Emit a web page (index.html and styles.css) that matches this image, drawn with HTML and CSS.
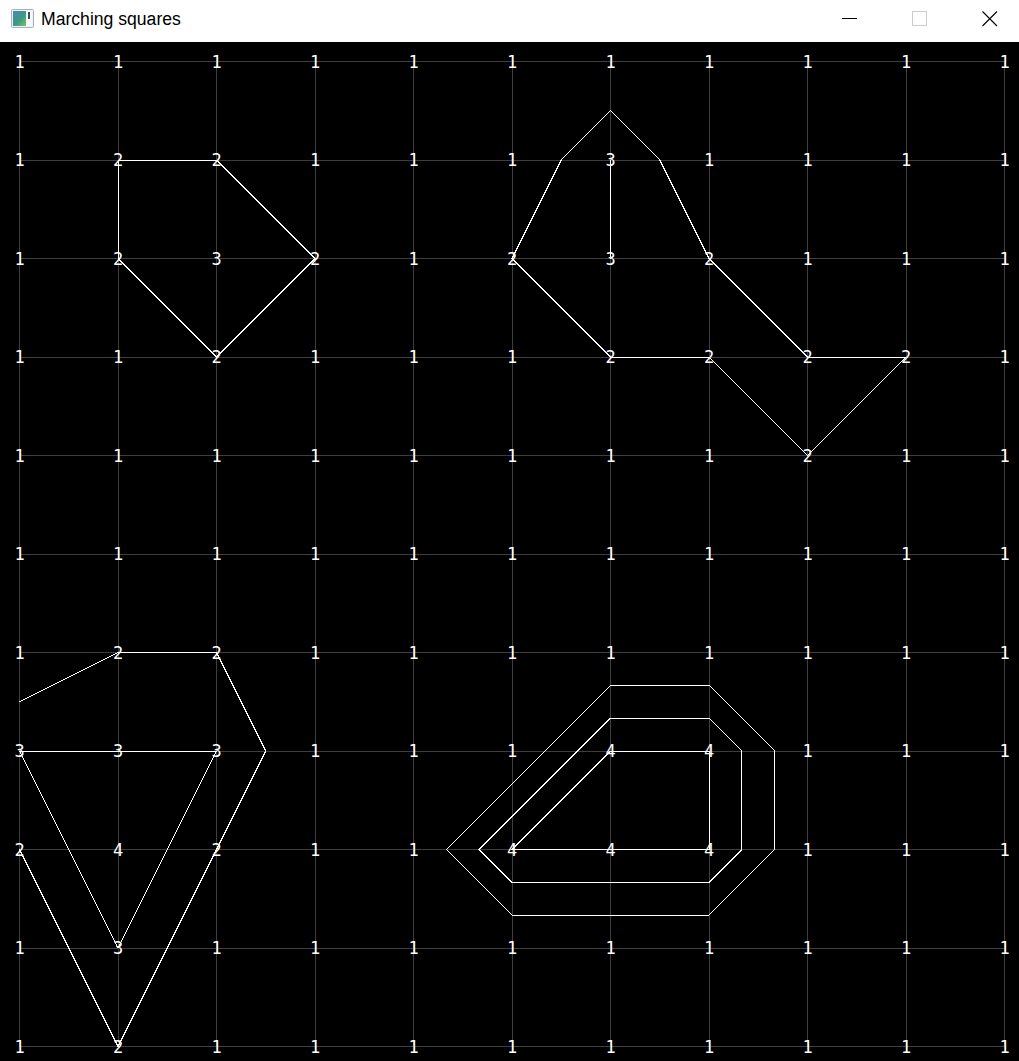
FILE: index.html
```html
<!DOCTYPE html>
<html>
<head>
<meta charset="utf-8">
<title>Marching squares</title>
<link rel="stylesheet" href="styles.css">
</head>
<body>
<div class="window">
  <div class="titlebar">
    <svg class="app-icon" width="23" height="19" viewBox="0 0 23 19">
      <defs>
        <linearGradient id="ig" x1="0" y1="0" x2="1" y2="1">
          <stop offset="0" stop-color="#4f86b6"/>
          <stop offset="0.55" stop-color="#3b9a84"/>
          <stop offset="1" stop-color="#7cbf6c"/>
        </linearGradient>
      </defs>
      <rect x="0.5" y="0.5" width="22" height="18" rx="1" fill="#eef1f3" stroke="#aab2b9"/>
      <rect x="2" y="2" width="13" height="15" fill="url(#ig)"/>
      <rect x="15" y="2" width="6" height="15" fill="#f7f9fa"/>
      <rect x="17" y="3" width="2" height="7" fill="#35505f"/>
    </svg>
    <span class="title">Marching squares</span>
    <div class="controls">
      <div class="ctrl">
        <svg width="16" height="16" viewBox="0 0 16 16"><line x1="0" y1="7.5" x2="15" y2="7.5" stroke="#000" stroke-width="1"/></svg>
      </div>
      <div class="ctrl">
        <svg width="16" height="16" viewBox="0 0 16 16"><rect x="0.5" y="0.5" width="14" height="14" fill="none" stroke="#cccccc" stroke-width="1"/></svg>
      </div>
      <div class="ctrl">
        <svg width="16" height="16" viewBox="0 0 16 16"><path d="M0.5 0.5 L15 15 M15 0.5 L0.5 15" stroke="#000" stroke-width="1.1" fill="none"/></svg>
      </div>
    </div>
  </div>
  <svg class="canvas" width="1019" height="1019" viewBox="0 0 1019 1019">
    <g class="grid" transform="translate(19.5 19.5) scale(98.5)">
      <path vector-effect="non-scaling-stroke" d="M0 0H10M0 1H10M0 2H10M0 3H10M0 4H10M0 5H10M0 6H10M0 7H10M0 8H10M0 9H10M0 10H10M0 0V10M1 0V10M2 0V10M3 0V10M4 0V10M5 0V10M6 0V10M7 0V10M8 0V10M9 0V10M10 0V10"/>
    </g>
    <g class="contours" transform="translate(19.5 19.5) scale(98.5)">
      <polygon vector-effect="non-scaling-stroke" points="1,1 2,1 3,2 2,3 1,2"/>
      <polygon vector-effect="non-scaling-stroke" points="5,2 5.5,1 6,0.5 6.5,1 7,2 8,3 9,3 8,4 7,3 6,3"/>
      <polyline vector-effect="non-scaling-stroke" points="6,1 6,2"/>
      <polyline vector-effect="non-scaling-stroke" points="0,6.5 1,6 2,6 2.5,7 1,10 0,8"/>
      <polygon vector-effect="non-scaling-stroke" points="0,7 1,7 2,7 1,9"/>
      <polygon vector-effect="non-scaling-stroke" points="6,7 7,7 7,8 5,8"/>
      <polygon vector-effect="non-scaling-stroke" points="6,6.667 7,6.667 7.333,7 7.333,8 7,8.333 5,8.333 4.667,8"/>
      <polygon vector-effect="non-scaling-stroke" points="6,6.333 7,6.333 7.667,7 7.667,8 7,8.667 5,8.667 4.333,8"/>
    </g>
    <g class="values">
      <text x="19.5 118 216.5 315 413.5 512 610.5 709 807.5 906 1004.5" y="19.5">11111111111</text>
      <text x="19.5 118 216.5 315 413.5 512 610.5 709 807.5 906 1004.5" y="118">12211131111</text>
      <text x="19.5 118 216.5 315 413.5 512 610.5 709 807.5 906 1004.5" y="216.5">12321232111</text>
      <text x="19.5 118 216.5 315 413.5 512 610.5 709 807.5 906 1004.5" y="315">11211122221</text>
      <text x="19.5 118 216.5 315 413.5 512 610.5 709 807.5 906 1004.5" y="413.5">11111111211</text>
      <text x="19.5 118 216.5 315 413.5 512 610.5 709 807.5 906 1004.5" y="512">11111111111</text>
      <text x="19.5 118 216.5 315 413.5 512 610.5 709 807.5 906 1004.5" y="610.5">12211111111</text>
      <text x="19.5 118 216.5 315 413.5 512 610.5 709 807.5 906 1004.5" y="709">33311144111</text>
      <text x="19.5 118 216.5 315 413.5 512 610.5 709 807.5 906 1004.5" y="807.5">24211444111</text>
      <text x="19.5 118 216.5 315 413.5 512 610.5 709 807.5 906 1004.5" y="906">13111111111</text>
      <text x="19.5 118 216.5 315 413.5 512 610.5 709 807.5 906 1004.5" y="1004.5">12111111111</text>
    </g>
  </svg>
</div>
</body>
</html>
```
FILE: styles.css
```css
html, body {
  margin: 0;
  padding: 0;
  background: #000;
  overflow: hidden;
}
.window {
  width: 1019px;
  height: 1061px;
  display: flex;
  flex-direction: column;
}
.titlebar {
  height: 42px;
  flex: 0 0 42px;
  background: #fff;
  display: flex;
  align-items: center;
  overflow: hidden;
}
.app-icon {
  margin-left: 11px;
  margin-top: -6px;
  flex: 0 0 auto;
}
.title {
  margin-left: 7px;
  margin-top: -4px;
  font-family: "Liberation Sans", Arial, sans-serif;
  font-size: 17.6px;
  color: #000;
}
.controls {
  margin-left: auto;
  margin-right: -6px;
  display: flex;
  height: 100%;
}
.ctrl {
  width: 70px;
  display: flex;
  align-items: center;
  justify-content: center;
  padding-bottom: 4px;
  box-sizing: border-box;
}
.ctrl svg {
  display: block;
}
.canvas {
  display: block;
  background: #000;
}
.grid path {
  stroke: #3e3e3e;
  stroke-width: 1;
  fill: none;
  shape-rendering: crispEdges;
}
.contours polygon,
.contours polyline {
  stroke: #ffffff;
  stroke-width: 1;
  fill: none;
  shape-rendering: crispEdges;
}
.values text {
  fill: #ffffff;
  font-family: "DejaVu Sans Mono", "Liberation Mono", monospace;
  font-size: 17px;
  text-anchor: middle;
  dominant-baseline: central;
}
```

Task objective — Write out each line again precisely as it appears, skipping every picture.

Exercise response —
Emit a web page (index.html and styles.css) that matches this image, drawn with HTML and CSS.
FILE: index.html
```html
<!DOCTYPE html>
<html>
<head>
<meta charset="utf-8">
<title>Marching squares</title>
<link rel="stylesheet" href="styles.css">
</head>
<body>
<div class="window">
  <div class="titlebar">
    <svg class="app-icon" width="23" height="19" viewBox="0 0 23 19">
      <defs>
        <linearGradient id="ig" x1="0" y1="0" x2="1" y2="1">
          <stop offset="0" stop-color="#4f86b6"/>
          <stop offset="0.55" stop-color="#3b9a84"/>
          <stop offset="1" stop-color="#7cbf6c"/>
        </linearGradient>
      </defs>
      <rect x="0.5" y="0.5" width="22" height="18" rx="1" fill="#eef1f3" stroke="#aab2b9"/>
      <rect x="2" y="2" width="13" height="15" fill="url(#ig)"/>
      <rect x="15" y="2" width="6" height="15" fill="#f7f9fa"/>
      <rect x="17" y="3" width="2" height="7" fill="#35505f"/>
    </svg>
    <span class="title">Marching squares</span>
    <div class="controls">
      <div class="ctrl">
        <svg width="16" height="16" viewBox="0 0 16 16"><line x1="0" y1="7.5" x2="15" y2="7.5" stroke="#000" stroke-width="1"/></svg>
      </div>
      <div class="ctrl">
        <svg width="16" height="16" viewBox="0 0 16 16"><rect x="0.5" y="0.5" width="14" height="14" fill="none" stroke="#cccccc" stroke-width="1"/></svg>
      </div>
      <div class="ctrl">
        <svg width="16" height="16" viewBox="0 0 16 16"><path d="M0.5 0.5 L15 15 M15 0.5 L0.5 15" stroke="#000" stroke-width="1.1" fill="none"/></svg>
      </div>
    </div>
  </div>
  <svg class="canvas" width="1019" height="1019" viewBox="0 0 1019 1019">
    <g class="grid" transform="translate(19.5 19.5) scale(98.5)">
      <path vector-effect="non-scaling-stroke" d="M0 0H10M0 1H10M0 2H10M0 3H10M0 4H10M0 5H10M0 6H10M0 7H10M0 8H10M0 9H10M0 10H10M0 0V10M1 0V10M2 0V10M3 0V10M4 0V10M5 0V10M6 0V10M7 0V10M8 0V10M9 0V10M10 0V10"/>
    </g>
    <g class="contours" transform="translate(19.5 19.5) scale(98.5)">
      <polygon vector-effect="non-scaling-stroke" points="1,1 2,1 3,2 2,3 1,2"/>
      <polygon vector-effect="non-scaling-stroke" points="5,2 5.5,1 6,0.5 6.5,1 7,2 8,3 9,3 8,4 7,3 6,3"/>
      <polyline vector-effect="non-scaling-stroke" points="6,1 6,2"/>
      <polyline vector-effect="non-scaling-stroke" points="0,6.5 1,6 2,6 2.5,7 1,10 0,8"/>
      <polygon vector-effect="non-scaling-stroke" points="0,7 1,7 2,7 1,9"/>
      <polygon vector-effect="non-scaling-stroke" points="6,7 7,7 7,8 5,8"/>
      <polygon vector-effect="non-scaling-stroke" points="6,6.667 7,6.667 7.333,7 7.333,8 7,8.333 5,8.333 4.667,8"/>
      <polygon vector-effect="non-scaling-stroke" points="6,6.333 7,6.333 7.667,7 7.667,8 7,8.667 5,8.667 4.333,8"/>
    </g>
    <g class="values">
      <text x="19.5 118 216.5 315 413.5 512 610.5 709 807.5 906 1004.5" y="19.5">11111111111</text>
      <text x="19.5 118 216.5 315 413.5 512 610.5 709 807.5 906 1004.5" y="118">12211131111</text>
      <text x="19.5 118 216.5 315 413.5 512 610.5 709 807.5 906 1004.5" y="216.5">12321232111</text>
      <text x="19.5 118 216.5 315 413.5 512 610.5 709 807.5 906 1004.5" y="315">11211122221</text>
      <text x="19.5 118 216.5 315 413.5 512 610.5 709 807.5 906 1004.5" y="413.5">11111111211</text>
      <text x="19.5 118 216.5 315 413.5 512 610.5 709 807.5 906 1004.5" y="512">11111111111</text>
      <text x="19.5 118 216.5 315 413.5 512 610.5 709 807.5 906 1004.5" y="610.5">12211111111</text>
      <text x="19.5 118 216.5 315 413.5 512 610.5 709 807.5 906 1004.5" y="709">33311144111</text>
      <text x="19.5 118 216.5 315 413.5 512 610.5 709 807.5 906 1004.5" y="807.5">24211444111</text>
      <text x="19.5 118 216.5 315 413.5 512 610.5 709 807.5 906 1004.5" y="906">13111111111</text>
      <text x="19.5 118 216.5 315 413.5 512 610.5 709 807.5 906 1004.5" y="1004.5">12111111111</text>
    </g>
  </svg>
</div>
</body>
</html>
```
FILE: styles.css
```css
html, body {
  margin: 0;
  padding: 0;
  background: #000;
  overflow: hidden;
}
.window {
  width: 1019px;
  height: 1061px;
  display: flex;
  flex-direction: column;
}
.titlebar {
  height: 42px;
  flex: 0 0 42px;
  background: #fff;
  display: flex;
  align-items: center;
  overflow: hidden;
}
.app-icon {
  margin-left: 11px;
  margin-top: -6px;
  flex: 0 0 auto;
}
.title {
  margin-left: 7px;
  margin-top: -4px;
  font-family: "Liberation Sans", Arial, sans-serif;
  font-size: 17.6px;
  color: #000;
}
.controls {
  margin-left: auto;
  margin-right: -6px;
  display: flex;
  height: 100%;
}
.ctrl {
  width: 70px;
  display: flex;
  align-items: center;
  justify-content: center;
  padding-bottom: 4px;
  box-sizing: border-box;
}
.ctrl svg {
  display: block;
}
.canvas {
  display: block;
  background: #000;
}
.grid path {
  stroke: #3e3e3e;
  stroke-width: 1;
  fill: none;
  shape-rendering: crispEdges;
}
.contours polygon,
.contours polyline {
  stroke: #ffffff;
  stroke-width: 1;
  fill: none;
  shape-rendering: crispEdges;
}
.values text {
  fill: #ffffff;
  font-family: "DejaVu Sans Mono", "Liberation Mono", monospace;
  font-size: 17px;
  text-anchor: middle;
  dominant-baseline: central;
}
```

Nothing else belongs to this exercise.